Exercise directions:
Write out the full listing exactly as given, minus the images.

Raw data:

══════════

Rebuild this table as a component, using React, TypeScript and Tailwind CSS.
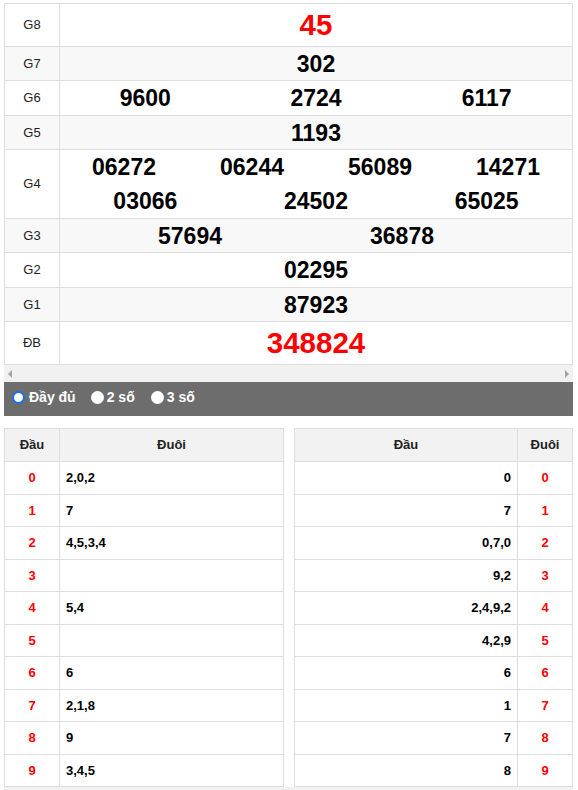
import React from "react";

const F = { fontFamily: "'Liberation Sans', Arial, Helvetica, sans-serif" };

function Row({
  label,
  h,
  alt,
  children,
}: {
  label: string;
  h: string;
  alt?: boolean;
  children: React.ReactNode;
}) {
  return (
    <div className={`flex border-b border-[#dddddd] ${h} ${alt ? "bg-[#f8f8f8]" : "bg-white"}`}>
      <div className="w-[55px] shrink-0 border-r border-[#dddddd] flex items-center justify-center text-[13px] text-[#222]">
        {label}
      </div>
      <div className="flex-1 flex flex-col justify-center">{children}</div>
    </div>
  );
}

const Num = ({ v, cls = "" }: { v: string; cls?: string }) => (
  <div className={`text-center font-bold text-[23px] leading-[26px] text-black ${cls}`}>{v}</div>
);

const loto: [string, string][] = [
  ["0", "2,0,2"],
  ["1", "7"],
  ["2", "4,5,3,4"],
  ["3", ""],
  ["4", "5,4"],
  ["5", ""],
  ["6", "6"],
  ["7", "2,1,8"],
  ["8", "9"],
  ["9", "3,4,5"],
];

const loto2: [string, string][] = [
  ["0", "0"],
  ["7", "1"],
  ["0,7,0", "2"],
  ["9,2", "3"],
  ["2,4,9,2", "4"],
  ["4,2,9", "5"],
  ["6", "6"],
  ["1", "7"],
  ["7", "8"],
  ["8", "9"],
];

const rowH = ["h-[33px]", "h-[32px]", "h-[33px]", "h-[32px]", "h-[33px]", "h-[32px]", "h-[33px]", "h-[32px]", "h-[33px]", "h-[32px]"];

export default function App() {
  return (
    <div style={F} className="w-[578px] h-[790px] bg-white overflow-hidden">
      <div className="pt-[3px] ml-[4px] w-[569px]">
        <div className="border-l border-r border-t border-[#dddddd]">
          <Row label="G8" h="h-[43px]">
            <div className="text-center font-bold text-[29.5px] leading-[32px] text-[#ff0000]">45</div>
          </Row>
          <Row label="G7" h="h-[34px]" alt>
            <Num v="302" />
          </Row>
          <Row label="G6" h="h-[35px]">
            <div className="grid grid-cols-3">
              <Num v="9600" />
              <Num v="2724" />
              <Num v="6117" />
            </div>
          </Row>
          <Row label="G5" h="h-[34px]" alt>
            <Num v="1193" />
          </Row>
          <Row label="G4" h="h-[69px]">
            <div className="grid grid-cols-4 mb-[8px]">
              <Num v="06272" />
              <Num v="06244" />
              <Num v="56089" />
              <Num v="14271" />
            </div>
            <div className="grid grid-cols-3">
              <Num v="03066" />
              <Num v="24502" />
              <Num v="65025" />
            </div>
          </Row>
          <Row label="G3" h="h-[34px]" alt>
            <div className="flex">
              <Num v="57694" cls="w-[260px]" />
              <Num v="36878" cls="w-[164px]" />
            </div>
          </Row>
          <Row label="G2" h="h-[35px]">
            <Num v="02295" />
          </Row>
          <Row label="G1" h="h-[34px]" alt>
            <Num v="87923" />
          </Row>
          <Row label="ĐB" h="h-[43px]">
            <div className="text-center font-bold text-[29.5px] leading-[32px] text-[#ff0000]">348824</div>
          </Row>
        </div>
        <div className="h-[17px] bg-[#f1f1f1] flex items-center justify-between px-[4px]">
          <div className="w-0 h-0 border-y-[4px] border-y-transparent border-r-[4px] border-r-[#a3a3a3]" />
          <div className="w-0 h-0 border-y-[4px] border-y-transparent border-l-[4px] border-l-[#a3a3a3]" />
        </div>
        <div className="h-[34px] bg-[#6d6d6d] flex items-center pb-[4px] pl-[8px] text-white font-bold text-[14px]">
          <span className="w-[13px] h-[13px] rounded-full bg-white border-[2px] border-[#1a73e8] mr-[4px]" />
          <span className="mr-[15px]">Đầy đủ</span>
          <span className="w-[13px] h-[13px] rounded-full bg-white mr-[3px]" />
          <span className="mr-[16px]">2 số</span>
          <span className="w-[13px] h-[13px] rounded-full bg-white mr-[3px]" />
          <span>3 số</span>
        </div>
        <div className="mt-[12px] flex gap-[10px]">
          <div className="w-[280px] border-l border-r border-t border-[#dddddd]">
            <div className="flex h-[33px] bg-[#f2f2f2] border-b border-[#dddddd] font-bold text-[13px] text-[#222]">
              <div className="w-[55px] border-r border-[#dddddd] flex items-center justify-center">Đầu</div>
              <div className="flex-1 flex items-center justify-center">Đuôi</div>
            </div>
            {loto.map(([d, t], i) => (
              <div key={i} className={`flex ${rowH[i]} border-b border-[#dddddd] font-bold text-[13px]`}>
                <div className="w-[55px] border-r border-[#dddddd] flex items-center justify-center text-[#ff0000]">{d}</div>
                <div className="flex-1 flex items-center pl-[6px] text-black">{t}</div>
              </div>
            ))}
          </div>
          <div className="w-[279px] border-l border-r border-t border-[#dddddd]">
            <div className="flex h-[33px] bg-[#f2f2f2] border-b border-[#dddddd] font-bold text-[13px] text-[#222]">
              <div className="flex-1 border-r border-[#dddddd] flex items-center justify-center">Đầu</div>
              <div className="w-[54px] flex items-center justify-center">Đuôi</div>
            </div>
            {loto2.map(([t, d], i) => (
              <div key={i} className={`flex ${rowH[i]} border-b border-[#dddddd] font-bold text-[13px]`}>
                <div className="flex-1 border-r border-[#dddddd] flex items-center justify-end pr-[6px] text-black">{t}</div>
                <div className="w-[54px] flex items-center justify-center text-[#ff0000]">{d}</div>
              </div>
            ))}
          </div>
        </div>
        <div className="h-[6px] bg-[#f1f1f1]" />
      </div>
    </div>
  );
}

══════════

Solution:
Rebuild this table as a component, using React, TypeScript and Tailwind CSS.
import React from "react";

const F = { fontFamily: "'Liberation Sans', Arial, Helvetica, sans-serif" };

function Row({
  label,
  h,
  alt,
  children,
}: {
  label: string;
  h: string;
  alt?: boolean;
  children: React.ReactNode;
}) {
  return (
    <div className={`flex border-b border-[#dddddd] ${h} ${alt ? "bg-[#f8f8f8]" : "bg-white"}`}>
      <div className="w-[55px] shrink-0 border-r border-[#dddddd] flex items-center justify-center text-[13px] text-[#222]">
        {label}
      </div>
      <div className="flex-1 flex flex-col justify-center">{children}</div>
    </div>
  );
}

const Num = ({ v, cls = "" }: { v: string; cls?: string }) => (
  <div className={`text-center font-bold text-[23px] leading-[26px] text-black ${cls}`}>{v}</div>
);

const loto: [string, string][] = [
  ["0", "2,0,2"],
  ["1", "7"],
  ["2", "4,5,3,4"],
  ["3", ""],
  ["4", "5,4"],
  ["5", ""],
  ["6", "6"],
  ["7", "2,1,8"],
  ["8", "9"],
  ["9", "3,4,5"],
];

const loto2: [string, string][] = [
  ["0", "0"],
  ["7", "1"],
  ["0,7,0", "2"],
  ["9,2", "3"],
  ["2,4,9,2", "4"],
  ["4,2,9", "5"],
  ["6", "6"],
  ["1", "7"],
  ["7", "8"],
  ["8", "9"],
];

const rowH = ["h-[33px]", "h-[32px]", "h-[33px]", "h-[32px]", "h-[33px]", "h-[32px]", "h-[33px]", "h-[32px]", "h-[33px]", "h-[32px]"];

export default function App() {
  return (
    <div style={F} className="w-[578px] h-[790px] bg-white overflow-hidden">
      <div className="pt-[3px] ml-[4px] w-[569px]">
        <div className="border-l border-r border-t border-[#dddddd]">
          <Row label="G8" h="h-[43px]">
            <div className="text-center font-bold text-[29.5px] leading-[32px] text-[#ff0000]">45</div>
          </Row>
          <Row label="G7" h="h-[34px]" alt>
            <Num v="302" />
          </Row>
          <Row label="G6" h="h-[35px]">
            <div className="grid grid-cols-3">
              <Num v="9600" />
              <Num v="2724" />
              <Num v="6117" />
            </div>
          </Row>
          <Row label="G5" h="h-[34px]" alt>
            <Num v="1193" />
          </Row>
          <Row label="G4" h="h-[69px]">
            <div className="grid grid-cols-4 mb-[8px]">
              <Num v="06272" />
              <Num v="06244" />
              <Num v="56089" />
              <Num v="14271" />
            </div>
            <div className="grid grid-cols-3">
              <Num v="03066" />
              <Num v="24502" />
              <Num v="65025" />
            </div>
          </Row>
          <Row label="G3" h="h-[34px]" alt>
            <div className="flex">
              <Num v="57694" cls="w-[260px]" />
              <Num v="36878" cls="w-[164px]" />
            </div>
          </Row>
          <Row label="G2" h="h-[35px]">
            <Num v="02295" />
          </Row>
          <Row label="G1" h="h-[34px]" alt>
            <Num v="87923" />
          </Row>
          <Row label="ĐB" h="h-[43px]">
            <div className="text-center font-bold text-[29.5px] leading-[32px] text-[#ff0000]">348824</div>
          </Row>
        </div>
        <div className="h-[17px] bg-[#f1f1f1] flex items-center justify-between px-[4px]">
          <div className="w-0 h-0 border-y-[4px] border-y-transparent border-r-[4px] border-r-[#a3a3a3]" />
          <div className="w-0 h-0 border-y-[4px] border-y-transparent border-l-[4px] border-l-[#a3a3a3]" />
        </div>
        <div className="h-[34px] bg-[#6d6d6d] flex items-center pb-[4px] pl-[8px] text-white font-bold text-[14px]">
          <span className="w-[13px] h-[13px] rounded-full bg-white border-[2px] border-[#1a73e8] mr-[4px]" />
          <span className="mr-[15px]">Đầy đủ</span>
          <span className="w-[13px] h-[13px] rounded-full bg-white mr-[3px]" />
          <span className="mr-[16px]">2 số</span>
          <span className="w-[13px] h-[13px] rounded-full bg-white mr-[3px]" />
          <span>3 số</span>
        </div>
        <div className="mt-[12px] flex gap-[10px]">
          <div className="w-[280px] border-l border-r border-t border-[#dddddd]">
            <div className="flex h-[33px] bg-[#f2f2f2] border-b border-[#dddddd] font-bold text-[13px] text-[#222]">
              <div className="w-[55px] border-r border-[#dddddd] flex items-center justify-center">Đầu</div>
              <div className="flex-1 flex items-center justify-center">Đuôi</div>
            </div>
            {loto.map(([d, t], i) => (
              <div key={i} className={`flex ${rowH[i]} border-b border-[#dddddd] font-bold text-[13px]`}>
                <div className="w-[55px] border-r border-[#dddddd] flex items-center justify-center text-[#ff0000]">{d}</div>
                <div className="flex-1 flex items-center pl-[6px] text-black">{t}</div>
              </div>
            ))}
          </div>
          <div className="w-[279px] border-l border-r border-t border-[#dddddd]">
            <div className="flex h-[33px] bg-[#f2f2f2] border-b border-[#dddddd] font-bold text-[13px] text-[#222]">
              <div className="flex-1 border-r border-[#dddddd] flex items-center justify-center">Đầu</div>
              <div className="w-[54px] flex items-center justify-center">Đuôi</div>
            </div>
            {loto2.map(([t, d], i) => (
              <div key={i} className={`flex ${rowH[i]} border-b border-[#dddddd] font-bold text-[13px]`}>
                <div className="flex-1 border-r border-[#dddddd] flex items-center justify-end pr-[6px] text-black">{t}</div>
                <div className="w-[54px] flex items-center justify-center text-[#ff0000]">{d}</div>
              </div>
            ))}
          </div>
        </div>
        <div className="h-[6px] bg-[#f1f1f1]" />
      </div>
    </div>
  );
}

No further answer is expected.